I removed the acorn nuts on the center windshield along with the opening bracket. Now, with the help of a square dowel rod, we can open the center window almost so it’s horizontal. Lots more air flow.

The boat came with a RayMarine A60 GPS and RM sounder but I had removed our huge Garmin 4212 GPS/Radar/Sounder from our former trawler and that’s our main way to get around now. (Also used the iPad with Garmin app which works great as a GPS).

I added too large Kyocera 140 solar panels and a above dash controller with read-outs. The boat as one "Engine Start" battery, I just added two new Trojan deep cycle batteries for the house battery side.

Added a 20 amp dual battery ProMariner charger.

The boat came with the sink faucet shower in the Head, but also already had an aft deck shower which is the one that we use. I also added at the rear of the side deck, a normal hose faucet for wash downs, etc.

I redid the design of the Holding Tank and pump out. The system was set up for the option of the toilet pumping directly out of the hull bottom. The former owner did a ton of long distance traveling in the boat. The Holding Tank was set up for dock pump out only. I redid it with a macerator so that the Holding Tank, itself, could be pumped out under the boat (way off-shore if we ever to that) or at the dock. No directly pump out now for the toilet.

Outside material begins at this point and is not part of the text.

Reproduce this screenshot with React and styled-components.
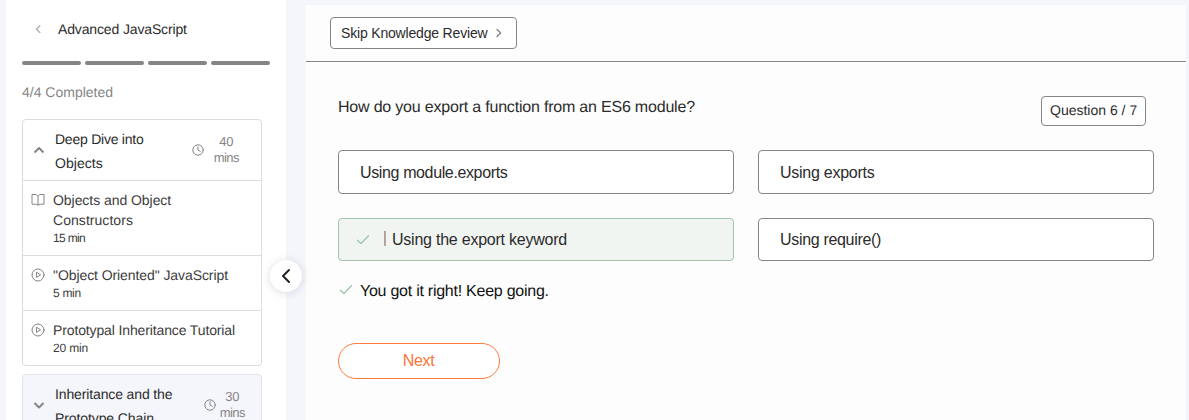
import React from "react";
import styled, { createGlobalStyle, css } from "styled-components";

const GlobalStyle = createGlobalStyle`
  * { box-sizing: border-box; }
  html, body { margin: 0; height: 420px; overflow: hidden; }
  body {
    background: #f5f6fc;
    color: #2b2b2b;
    font-family: "Liberation Sans", Arial, sans-serif;
    text-rendering: geometricPrecision;
  }
  button { font: inherit; color: inherit; cursor: pointer; }
`;

const Page = styled.div`
  display: flex;
  height: 420px;
  padding: 0 3px 0 6px;
  overflow: hidden;
`;

const Sidebar = styled.aside`
  position: relative;
  flex: 0 0 280px;
  height: 420px;
  padding: 0 16px;
  background: #fff;
`;

const Label = styled.span`
  display: block;
  white-space: nowrap;
  letter-spacing: ${(p) => p.$track || 0}px;
`;

const CourseHeader = styled.header`
  display: flex;
  align-items: center;
  height: 61px;
  padding: 0 0 3px 12px;
  gap: 16px;
  font-size: 14px;
`;

const Progress = styled.div`
  display: grid;
  grid-template-columns: repeat(4, 1fr);
  gap: 4px;
`;

const Segment = styled.div`
  height: 4px;
  border-radius: 2px;
  background: #858585;
`;

const Completed = styled.div`
  height: 54px;
  padding-top: 17px;
  font-size: 14px;
  line-height: 20px;
  color: #858585;
`;

const Module = styled.section`
  width: 240px;
  margin-bottom: 8px;
  border: 1px solid ${(p) => (p.$collapsed ? "#e2e3ea" : "#dcdcdf")};
  border-radius: 4px;
  background: ${(p) => (p.$collapsed ? "#f5f6fc" : "#fff")};
`;

const ModuleHeader = styled.div`
  display: flex;
  align-items: center;
  height: 60px;
  padding: 0 ${(p) => p.$right}px 0 10px;
`;

const ModuleTitle = styled.div`
  flex: 1;
  margin-left: 10px;
  padding-top: 2px;
  font-size: 14px;
  line-height: 24px;
`;

const Duration = styled.div`
  display: flex;
  align-items: center;
  gap: ${(p) => p.$gap}px;
  color: #858585;
  font-size: 13px;
  line-height: 16px;
  text-align: center;
`;

const Lesson = styled.div`
  display: flex;
  gap: 8px;
  height: ${(p) => (p.$tall ? 75 : 55)}px;
  padding: 9px 8px 0;
  border-top: 1px solid #dcdcdf;
  font-size: 14px;
  line-height: 20px;
  color: #3c3c3c;
  svg { flex: none; margin-top: 3px; }
`;

const LessonTime = styled(Label)`
  font-size: 12px;
  line-height: 16px;
`;

const CollapseButton = styled.button`
  position: absolute;
  top: 260px;
  left: 264px;
  z-index: 1;
  display: grid;
  place-items: center;
  width: 32px;
  height: 32px;
  padding: 0;
  border: 0;
  border-radius: 50%;
  background: #fff;
  box-shadow: 0 1px 8px rgba(40, 40, 70, 0.16);
`;

const Main = styled.main`
  flex: 1;
  height: 415px;
  margin: 5px 0 0 20px;
  background: #fdfdfd;
`;

const Toolbar = styled.div`
  height: 57px;
  padding: 12px 24px;
  border-bottom: 1px solid #858585;
`;

const SkipButton = styled.button`
  display: flex;
  align-items: center;
  gap: 8px;
  width: 187px;
  height: 32px;
  padding: 0 0 0 10px;
  border: 1px solid #858585;
  border-radius: 4px;
  background: #fff;
  font-size: 14px;
`;

const Quiz = styled.div`
  padding: 34px 32px 0;
`;

const QuestionRow = styled.div`
  display: flex;
  justify-content: space-between;
  align-items: flex-start;
  height: 54px;
  padding-right: 8px;
  font-size: 16px;
  line-height: 24px;
`;

const Counter = styled.div`
  width: 105px;
  height: 30px;
  padding-left: 8px;
  border: 1px solid #858585;
  border-radius: 4px;
  background: #fff;
  font-size: 14px;
  line-height: 27px;
`;

const Answers = styled.div`
  display: grid;
  grid-template-columns: 396px 396px;
  grid-template-rows: 44px 43px;
  gap: 24px;
`;

const Answer = styled.button`
  display: flex;
  align-items: center;
  padding: 1px 21px 0;
  border: 1px solid #858585;
  border-radius: 4px;
  background: #fff;
  font-size: 16px;
  ${(p) =>
    p.$correct &&
    css`
      padding: 0 17px;
      border-color: #a0c3ac;
      background: #f1f5f2;
    `}
`;

const Caret = styled.span`
  width: 2px;
  height: 15px;
  margin: 0 6px 2px 14px;
  background: linear-gradient(90deg, #c99b86 50%, #a5aebd 50%);
`;

const Feedback = styled.div`
  display: flex;
  align-items: center;
  gap: 7px;
  height: 22px;
  margin: 18px 0 42px 1px;
  font-size: 16px;
  color: #111;
  span { padding-top: 3px; }
`;

const NextButton = styled.button`
  display: flex;
  align-items: center;
  justify-content: center;
  width: 162px;
  height: 36px;
  padding: 0 1px 0 0;
  border: 1px solid #ff7a3d;
  border-radius: 18px;
  background: #fff;
  color: #ff7438;
  font-size: 16px;
`;

const Svg = ({ w, h = w, color = "#858585", stroke = 1, children }) => (
  <svg
    width={w}
    height={h}
    viewBox={`0 0 ${w} ${h}`}
    fill="none"
    stroke={color}
    strokeWidth={stroke}
    strokeLinecap="round"
    strokeLinejoin="round"
  >
    {children}
  </svg>
);

const BackIcon = () => (
  <Svg w={8} color="#aaa" stroke={1.2}><path d="M6 .8 2.4 4.3 6 7.8" /></Svg>
);
const ToggleIcon = ({ open }) => (
  <Svg w={12} stroke={2}>
    <path strokeLinecap="butt" d={open ? "M1.5 8.5 6 4 10.5 8.5" : "M1.5 4 6 8.5 10.5 4"} />
  </Svg>
);
const ClockIcon = () => (
  <Svg w={12}>
    <circle cx="6" cy="6" r="5.2" />
    <path d="M6 2.8V6l2.2 1.3" />
  </Svg>
);
const BookIcon = () => (
  <Svg w={14}>
    <path d="M7 3.2C6.4 2 5.3 1.5 4 1.5H1v9.7h3.4c1.3 0 2.2.4 2.6 1.2.4-.8 1.3-1.2 2.6-1.2H13V1.5h-3C8.7 1.5 7.6 2 7 3.2V12" />
  </Svg>
);
const PlayIcon = () => (
  <Svg w={14}>
    <circle cx="7" cy="7" r="6" />
    <path d="M5.5 4.6v4.8L9.3 7z" />
  </Svg>
);
const CheckIcon = () => (
  <Svg w={14} color="#a5c5b0" stroke={1.4}><path d="M1.5 7.3 5 10.6 12.5 2.8" /></Svg>
);

const modules = [
  {
    title: [["Deep Dive into", -0.24], ["Objects", 0.05]],
    mins: "40",
    right: 22,
    gap: 10,
    lessons: [
      { icon: BookIcon, title: [["Objects and Object", -0.05], ["Constructors", 0.05]], time: ["15 min", -0.65] },
      { icon: PlayIcon, title: [['"Object Oriented" JavaScript', -0.08]], time: ["5 min", -0.3] },
      { icon: PlayIcon, title: [["Prototypal Inheritance Tutorial", -0.13]], time: ["20 min", -0.15] },
    ],
  },
  {
    title: [["Inheritance and the", -0.13], ["Prototype Chain", -0.1]],
    mins: "30",
    right: 16,
    gap: 4,
  },
];

const answers = [
  { text: "Using module.exports", track: -0.37 },
  { text: "Using exports", track: -0.26 },
  { text: "Using the export keyword", track: -0.23, correct: true },
  { text: "Using require()", track: -0.32 },
];

export default function App() {
  return (
    <>
      <GlobalStyle />
      <Page>
        <Sidebar>
          <CourseHeader>
            <BackIcon />
            <Label $track={-0.14}>Advanced JavaScript</Label>
          </CourseHeader>
          <Progress>
            {[0, 1, 2, 3].map((n) => <Segment key={n} />)}
          </Progress>
          <Completed><Label>4/4 Completed</Label></Completed>
          {modules.map((m) => (
            <Module key={m.mins} $collapsed={!m.lessons}>
              <ModuleHeader $right={m.right}>
                <ToggleIcon open={!!m.lessons} />
                <ModuleTitle>
                  {m.title.map(([t, s]) => <Label key={t} $track={s}>{t}</Label>)}
                </ModuleTitle>
                <Duration $gap={m.gap}>
                  <ClockIcon />
                  <div>
                    <Label>{m.mins}</Label>
                    <Label $track={-0.55}>mins</Label>
                  </div>
                </Duration>
              </ModuleHeader>
              {m.lessons?.map(({ icon: Icon, title, time }) => (
                <Lesson key={time[0]} $tall={title.length > 1}>
                  <Icon />
                  <div>
                    {title.map(([t, s]) => <Label key={t} $track={s}>{t}</Label>)}
                    <LessonTime $track={time[1]}>{time[0]}</LessonTime>
                  </div>
                </Lesson>
              ))}
            </Module>
          ))}
          <CollapseButton aria-label="Collapse sidebar">
            <Svg w={16} color="#222" stroke={2}><path d="M11 2 5 8l6 6" /></Svg>
          </CollapseButton>
        </Sidebar>
        <Main>
          <Toolbar>
            <SkipButton>
              <Label $track={-0.18}>Skip Knowledge Review</Label>
              <Svg w={8} h={10} stroke={1.4}><path d="M2 1.5 5.6 5 2 8.5" /></Svg>
            </SkipButton>
          </Toolbar>
          <Quiz>
            <QuestionRow>
              <Label $track={-0.2}>How do you export a function from an ES6 module?</Label>
              <Counter><Label>Question 6 / 7</Label></Counter>
            </QuestionRow>
            <Answers>
              {answers.map((a) => (
                <Answer key={a.text} $correct={a.correct}>
                  {a.correct && <><CheckIcon /><Caret /></>}
                  <Label $track={a.track}>{a.text}</Label>
                </Answer>
              ))}
            </Answers>
            <Feedback>
              <CheckIcon />
              <Label $track={-0.25}>You got it right! Keep going.</Label>
            </Feedback>
            <NextButton><Label $track={-0.3}>Next</Label></NextButton>
          </Quiz>
        </Main>
      </Page>
    </>
  );
}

I added two very bright, CREE six LED “car” driving lights to the upper edge of the front facing cabin roof. Normally not used at night but this past July 4th, we used them to find our local unlit markers coming home. Also two halogen driving lights on the rear of the roof. These came in very handy coming home so that the drunks would see us as we were chugging at 5 knots and they were blasting past us at 40 in a very narrow channel.

We had the boat up last summer for bottom paint. It had ablative paint but we had that all taken off, a barrier coat applied and two coats of Petit Trinidad hard paint applied.

It has an existing autopilot which comes in handy. Push the button and it holds the existing course. Going to hook it up to the GPS sometime so that it will track a WayPoint track.